**Records shown:**
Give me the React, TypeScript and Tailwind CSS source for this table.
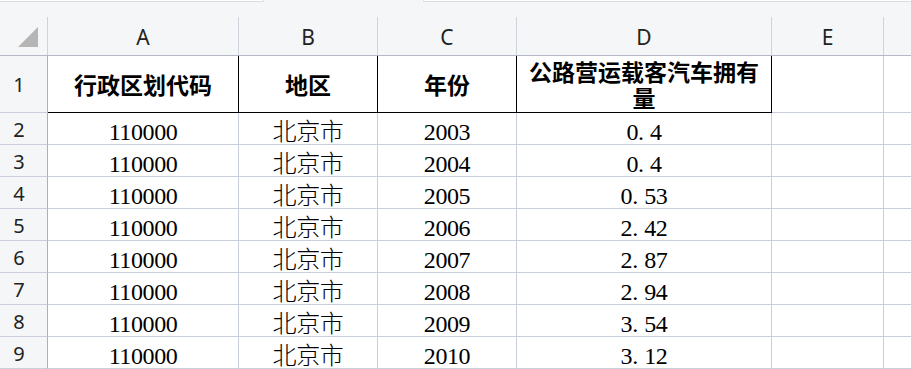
import React from 'react';

const rows = [
  { code: '110000', region: '北京市', year: '2003', value: '0.4' },
  { code: '110000', region: '北京市', year: '2004', value: '0.4' },
  { code: '110000', region: '北京市', year: '2005', value: '0.53' },
  { code: '110000', region: '北京市', year: '2006', value: '2.42' },
  { code: '110000', region: '北京市', year: '2007', value: '2.87' },
  { code: '110000', region: '北京市', year: '2008', value: '2.94' },
  { code: '110000', region: '北京市', year: '2009', value: '3.54' },
  { code: '110000', region: '北京市', year: '2010', value: '3.12' },
];

const gridCols = 'grid grid-cols-[48px_191px_139px_139px_255px_112px_1fr]';
const headFont = "font-['Noto_Sans','Liberation_Sans',sans-serif] text-[21px] leading-none text-[#222]";
const rowNumFont = "font-['Noto_Sans','Liberation_Sans',sans-serif] text-[20px] leading-none text-[#222]";
const cellFont = "font-['Liberation_Serif','Noto_Sans_CJK_SC',serif] text-[24px] leading-[23px] tracking-[-0.4px] font-[300] text-black";
const titleFont = "font-['Noto_Sans_CJK_SC',sans-serif] text-[23px] leading-[26px] font-bold text-black";

// SimSun-style number: the dot takes a full half-width cell
function Num({ text }: { text: string }) {
  return (
    <span>
      {text.split('').map((ch, i) =>
        ch === '.' ? (
          <span key={i} className="inline-block w-[0.5em]">.</span>
        ) : (
          <span key={i}>{ch}</span>
        )
      )}
    </span>
  );
}

function DataCell({ children }: { children: React.ReactNode }) {
  return (
    <div className={`flex items-end justify-center border-r border-b border-[#c9cedb] ${cellFont}`}>
      {children}
    </div>
  );
}

function RowNum({ n }: { n: number }) {
  return (
    <div className={`flex items-center justify-center pr-[9px] pt-[2px] bg-[#f5f6f8] border-r border-b border-r-[#a9b0c2] border-b-[#c9cedb] ${rowNumFont}`}>
      {n}
    </div>
  );
}

export default function App() {
  const letters = ['A', 'B', 'C', 'D', 'E'];
  const titles = ['行政区划代码', '地区', '年份', '公路营运载客汽车拥有量'];

  return (
    <div className="w-[911px] h-[369px] overflow-hidden bg-white">
      {/* strip above the column header */}
      <div className="h-[17px] bg-[#f5f6f8] flex items-start">
        <div className="w-[264px] h-[2px] bg-white border-b border-r border-[#d9dce3] rounded-br-[4px]" />
        <div className="flex-1" />
        <div className="w-[488px] h-[2px] bg-white border-b border-l border-[#d9dce3] rounded-bl-[4px]" />
      </div>

      {/* column header */}
      <div className={`${gridCols} h-[39px] bg-[#f5f6f8] border-b border-[#b3b9c9]`}>
        <div className="flex items-end justify-end pr-[9px] pb-[8px] border-r border-[#cfd3dc]">
          <svg width="20" height="20" viewBox="0 0 20 20">
            <polygon points="20,0 20,20 0,20" fill="#b5b5b5" />
          </svg>
        </div>
        {letters.map((l) => (
          <div key={l} className={`flex items-center justify-center pt-[2px] border-r border-[#cfd3dc] ${headFont}`}>
            {l}
          </div>
        ))}
        <div />
      </div>

      {/* row 1: titles */}
      <div className={`${gridCols} h-[57px]`}>
        <RowNum n={1} />
        {titles.map((t) => (
          <div key={t} className={`flex items-center justify-center text-center px-2 border-r border-b border-black ${titleFont}`}>
            {t}
          </div>
        ))}
        <div className="border-r border-b border-[#c9cedb]" />
        <div className="border-b border-[#c9cedb]" />
      </div>

      {/* data rows */}
      {rows.map((r, i) => (
        <div key={i} className={`${gridCols} h-[32px]`}>
          <RowNum n={i + 2} />
          <DataCell>{r.code}</DataCell>
          <DataCell>{r.region}</DataCell>
          <DataCell>{r.year}</DataCell>
          <DataCell>
            <Num text={r.value} />
          </DataCell>
          <DataCell>{''}</DataCell>
          <div className="border-b border-[#c9cedb]" />
        </div>
      ))}
    </div>
  );
}
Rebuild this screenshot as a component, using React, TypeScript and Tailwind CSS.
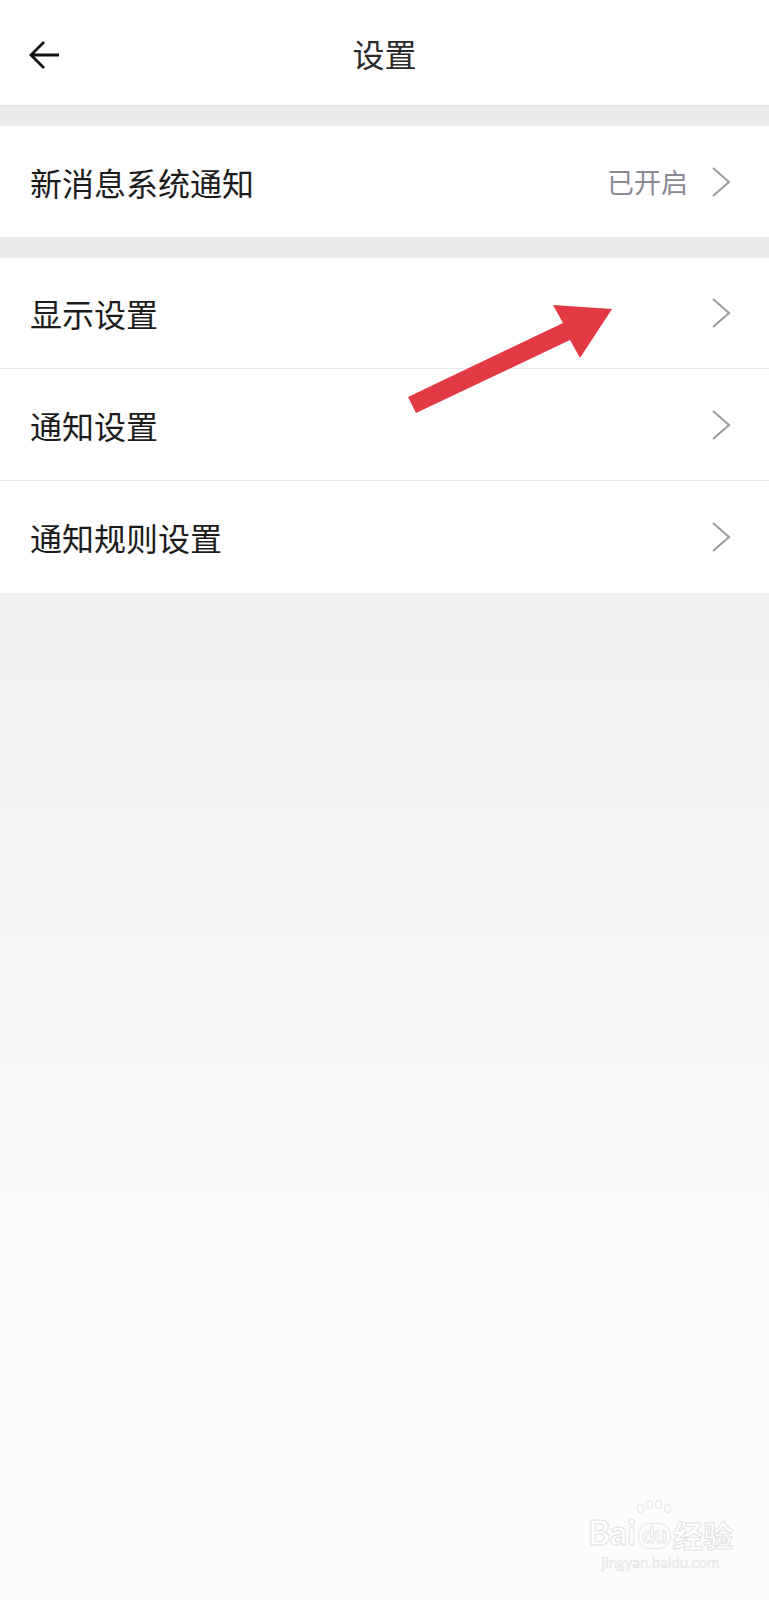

**Stated task:**
Restate the data above word for word. Do not include the images.

**Task result:**
Give me the React, TypeScript and Tailwind CSS source for this table.
import React from 'react';

const rows = [
  { code: '110000', region: '北京市', year: '2003', value: '0.4' },
  { code: '110000', region: '北京市', year: '2004', value: '0.4' },
  { code: '110000', region: '北京市', year: '2005', value: '0.53' },
  { code: '110000', region: '北京市', year: '2006', value: '2.42' },
  { code: '110000', region: '北京市', year: '2007', value: '2.87' },
  { code: '110000', region: '北京市', year: '2008', value: '2.94' },
  { code: '110000', region: '北京市', year: '2009', value: '3.54' },
  { code: '110000', region: '北京市', year: '2010', value: '3.12' },
];

const gridCols = 'grid grid-cols-[48px_191px_139px_139px_255px_112px_1fr]';
const headFont = "font-['Noto_Sans','Liberation_Sans',sans-serif] text-[21px] leading-none text-[#222]";
const rowNumFont = "font-['Noto_Sans','Liberation_Sans',sans-serif] text-[20px] leading-none text-[#222]";
const cellFont = "font-['Liberation_Serif','Noto_Sans_CJK_SC',serif] text-[24px] leading-[23px] tracking-[-0.4px] font-[300] text-black";
const titleFont = "font-['Noto_Sans_CJK_SC',sans-serif] text-[23px] leading-[26px] font-bold text-black";

// SimSun-style number: the dot takes a full half-width cell
function Num({ text }: { text: string }) {
  return (
    <span>
      {text.split('').map((ch, i) =>
        ch === '.' ? (
          <span key={i} className="inline-block w-[0.5em]">.</span>
        ) : (
          <span key={i}>{ch}</span>
        )
      )}
    </span>
  );
}

function DataCell({ children }: { children: React.ReactNode }) {
  return (
    <div className={`flex items-end justify-center border-r border-b border-[#c9cedb] ${cellFont}`}>
      {children}
    </div>
  );
}

function RowNum({ n }: { n: number }) {
  return (
    <div className={`flex items-center justify-center pr-[9px] pt-[2px] bg-[#f5f6f8] border-r border-b border-r-[#a9b0c2] border-b-[#c9cedb] ${rowNumFont}`}>
      {n}
    </div>
  );
}

export default function App() {
  const letters = ['A', 'B', 'C', 'D', 'E'];
  const titles = ['行政区划代码', '地区', '年份', '公路营运载客汽车拥有量'];

  return (
    <div className="w-[911px] h-[369px] overflow-hidden bg-white">
      {/* strip above the column header */}
      <div className="h-[17px] bg-[#f5f6f8] flex items-start">
        <div className="w-[264px] h-[2px] bg-white border-b border-r border-[#d9dce3] rounded-br-[4px]" />
        <div className="flex-1" />
        <div className="w-[488px] h-[2px] bg-white border-b border-l border-[#d9dce3] rounded-bl-[4px]" />
      </div>

      {/* column header */}
      <div className={`${gridCols} h-[39px] bg-[#f5f6f8] border-b border-[#b3b9c9]`}>
        <div className="flex items-end justify-end pr-[9px] pb-[8px] border-r border-[#cfd3dc]">
          <svg width="20" height="20" viewBox="0 0 20 20">
            <polygon points="20,0 20,20 0,20" fill="#b5b5b5" />
          </svg>
        </div>
        {letters.map((l) => (
          <div key={l} className={`flex items-center justify-center pt-[2px] border-r border-[#cfd3dc] ${headFont}`}>
            {l}
          </div>
        ))}
        <div />
      </div>

      {/* row 1: titles */}
      <div className={`${gridCols} h-[57px]`}>
        <RowNum n={1} />
        {titles.map((t) => (
          <div key={t} className={`flex items-center justify-center text-center px-2 border-r border-b border-black ${titleFont}`}>
            {t}
          </div>
        ))}
        <div className="border-r border-b border-[#c9cedb]" />
        <div className="border-b border-[#c9cedb]" />
      </div>

      {/* data rows */}
      {rows.map((r, i) => (
        <div key={i} className={`${gridCols} h-[32px]`}>
          <RowNum n={i + 2} />
          <DataCell>{r.code}</DataCell>
          <DataCell>{r.region}</DataCell>
          <DataCell>{r.year}</DataCell>
          <DataCell>
            <Num text={r.value} />
          </DataCell>
          <DataCell>{''}</DataCell>
          <div className="border-b border-[#c9cedb]" />
        </div>
      ))}
    </div>
  );
}
Rebuild this screenshot as a component, using React, TypeScript and Tailwind CSS.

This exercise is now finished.